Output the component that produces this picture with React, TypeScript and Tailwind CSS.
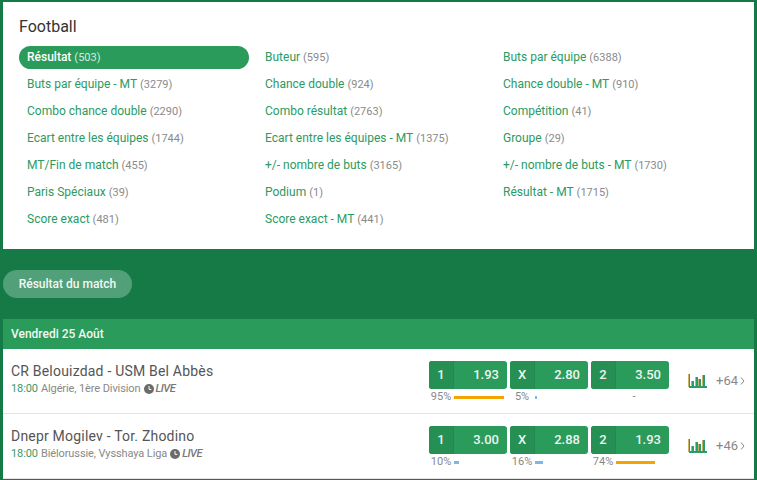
const cols: [string, string, boolean?][] = [
  ["Résultat", "503", true], ["Buteur", "595"], ["Buts par équipe", "6388"],
  ["Buts par équipe - MT", "3279"], ["Chance double", "924"], ["Chance double - MT", "910"],
  ["Combo chance double", "2290"], ["Combo résultat", "2763"], ["Compétition", "41"],
  ["Ecart entre les équipes", "1744"], ["Ecart entre les équipes - MT", "1375"], ["Groupe", "29"],
  ["MT/Fin de match", "455"], ["+/- nombre de buts", "3165"], ["+/- nombre de buts - MT", "1730"],
  ["Paris Spéciaux", "39"], ["Podium", "1"], ["Résultat - MT", "1715"],
  ["Score exact", "481"], ["Score exact - MT", "441"],
];

type Odd = { k: string; v: string; pct: string; w: number; hot?: boolean };

function Chart() {
  return (
    <svg width="19" height="14" viewBox="0 0 19 14" className="block">
      <rect x="0" y="0" width="1" height="13" fill="#c9b36a" />
      <rect x="1" y="0" width="1" height="13" fill="#2a9b6a" />
      <rect x="1" y="12" width="18" height="2" fill="#2a9b6a" />
      <rect x="3" y="7" width="1" height="5" fill="#c9b36a" />
      <rect x="4" y="7" width="2" height="5" fill="#2a9b6a" />
      <rect x="7" y="3" width="1" height="9" fill="#c9b36a" />
      <rect x="8" y="3" width="2" height="9" fill="#2a9b6a" />
      <rect x="10" y="5" width="1" height="7" fill="#c9b36a" />
      <rect x="11" y="5" width="2" height="7" fill="#2a9b6a" />
      <rect x="14" y="1" width="1" height="11" fill="#c9b36a" />
      <rect x="15" y="1" width="2" height="11" fill="#2a9b6a" />
    </svg>
  );
}

function Clock() {
  return (
    <svg width="10" height="10" viewBox="0 0 10 10" className="block">
      <circle cx="5" cy="5" r="5" fill="#6b6b6b" />
      <path d="M5 2v3.4h2.4" fill="none" stroke="#fff" strokeWidth="1" />
    </svg>
  );
}

function OddBox({ o }: { o: Odd }) {
  return (
    <div className="w-[78px]">
      <div className="flex h-[28px] overflow-hidden rounded-[3px] bg-[#2a9b5b] text-[13px] font-medium text-[#eaf6ef]">
        <div className="flex w-[25px] items-center justify-center border-r border-[#218a50] bg-[#268f54]">{o.k}</div>
        <div className="flex flex-1 items-center justify-end pr-[8px]">{o.v}</div>
      </div>
      <div className="mt-[2px] flex h-[12px] items-center text-[11px] leading-[12px] text-[#888]">
        {o.pct === "-" ? (
          <span className="w-full pl-[8px] text-center">-</span>
        ) : (
          <>
            <span className="w-[24px] shrink-0 text-center">{o.pct}</span>
            <span className={`ml-[1px] h-[3px] ${o.hot ? "bg-[#f5a300]" : "bg-[#7db8e3]"}`} style={{ width: o.w }} />
          </>
        )}
      </div>
    </div>
  );
}

function Match({ name, info, odds, more }: { name: string; info: string; odds: Odd[]; more: string }) {
  return (
    <div className="flex h-[65px] border-b border-[#e3e3e3] bg-white">
      <div className="flex-1 pl-[8px] pt-[13px]">
        <div className="text-[14px] leading-[18px] tracking-[0.2px] text-[#555]">{name}</div>
        <div className="mt-[1px] flex items-center text-[11px] leading-[15px] tracking-[-0.1px] text-[#888]">
          <span className="text-[#3a9a68]">18:00</span>
          <span className="ml-[3px]">{info}</span>
          <span className="ml-[3px]"><Clock /></span>
          <span className="ml-[2px] text-[11px] font-medium italic tracking-[-0.5px] text-[#777]">LIVE</span>
        </div>
      </div>
      <div className="flex gap-[3px] pt-[12px]">
        {odds.map((o) => <OddBox key={o.k} o={o} />)}
      </div>
      <div className="flex w-[85px] items-start pl-[19px] pt-[25px]">
        <Chart />
        <span className="-mt-[1px] ml-[9px] text-[13px] leading-[15px] text-[#888]">{more}</span>
        <svg width="5" height="8" viewBox="0 0 5 8" className="ml-[2px] mt-[3px]">
          <path d="M1 0.5 4 4 1 7.5" fill="none" stroke="#888" strokeWidth="1" />
        </svg>
      </div>
    </div>
  );
}

export default function App() {
  return (
    <div className="h-[480px] w-[757px] overflow-hidden bg-[#157a45] px-[3px] pt-[2px] font-['Roboto',sans-serif]">
      <div className="h-[247px] bg-white pl-[16px] pt-[15px]">
        <h1 className="text-[16px] font-normal leading-[20px] text-[#333]">Football</h1>
        <div className="mt-[9px] grid grid-cols-[238px_238px_238px] auto-rows-[27px]">
          {cols.map(([n, c, active]) => (
            <div key={n} className="h-[23px]">
              <div className={`flex h-[23px] w-[230px] items-baseline rounded-[12px] pl-[8px] text-[12px] leading-[22px] ${active ? "bg-[#2a9b5b] font-medium text-white" : "text-[#2b9a63]"}`}>
                <span className="whitespace-nowrap">{n}</span>
                <span className={`ml-[3px] text-[11px] font-normal ${active ? "text-[#d5ecdf]" : "text-[#8a8a8a]"}`}>({c})</span>
              </div>
            </div>
          ))}
        </div>
      </div>
      <div className="mt-[21px] flex h-[28px] w-[129px] items-center justify-center rounded-[14px] bg-[#52a07a] text-[12px] font-medium text-[#f2f8f4]">
        Résultat du match
      </div>
      <div className="mt-[21px] flex h-[30px] items-center bg-[#2a9b5b] pl-[8px] text-[12px] font-medium text-[#f2f8f4]">
        Vendredi 25 Août
      </div>
      <Match
        name="CR Belouizdad - USM Bel Abbès"
        info="Algérie, 1ère Division"
        more="+64"
        odds={[
          { k: "1", v: "1.93", pct: "95%", w: 50, hot: true },
          { k: "X", v: "2.80", pct: "5%", w: 2 },
          { k: "2", v: "3.50", pct: "-", w: 0 },
        ]}
      />
      <Match
        name="Dnepr Mogilev - Tor. Zhodino"
        info="Biélorussie, Vysshaya Liga"
        more="+46"
        odds={[
          { k: "1", v: "3.00", pct: "10%", w: 5 },
          { k: "X", v: "2.88", pct: "16%", w: 8 },
          { k: "2", v: "1.93", pct: "74%", w: 39, hot: true },
        ]}
      />
    </div>
  );
}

* _Exercise details_
Copy nothing but the lines from the top of the data down to the line containing "string; v: string;", and leave the pictures out.

* _The output_
Output the component that produces this picture with React, TypeScript and Tailwind CSS.
const cols: [string, string, boolean?][] = [
  ["Résultat", "503", true], ["Buteur", "595"], ["Buts par équipe", "6388"],
  ["Buts par équipe - MT", "3279"], ["Chance double", "924"], ["Chance double - MT", "910"],
  ["Combo chance double", "2290"], ["Combo résultat", "2763"], ["Compétition", "41"],
  ["Ecart entre les équipes", "1744"], ["Ecart entre les équipes - MT", "1375"], ["Groupe", "29"],
  ["MT/Fin de match", "455"], ["+/- nombre de buts", "3165"], ["+/- nombre de buts - MT", "1730"],
  ["Paris Spéciaux", "39"], ["Podium", "1"], ["Résultat - MT", "1715"],
  ["Score exact", "481"], ["Score exact - MT", "441"],
];

type Odd = { k: string; v: string; pct: string; w: number; hot?: boolean };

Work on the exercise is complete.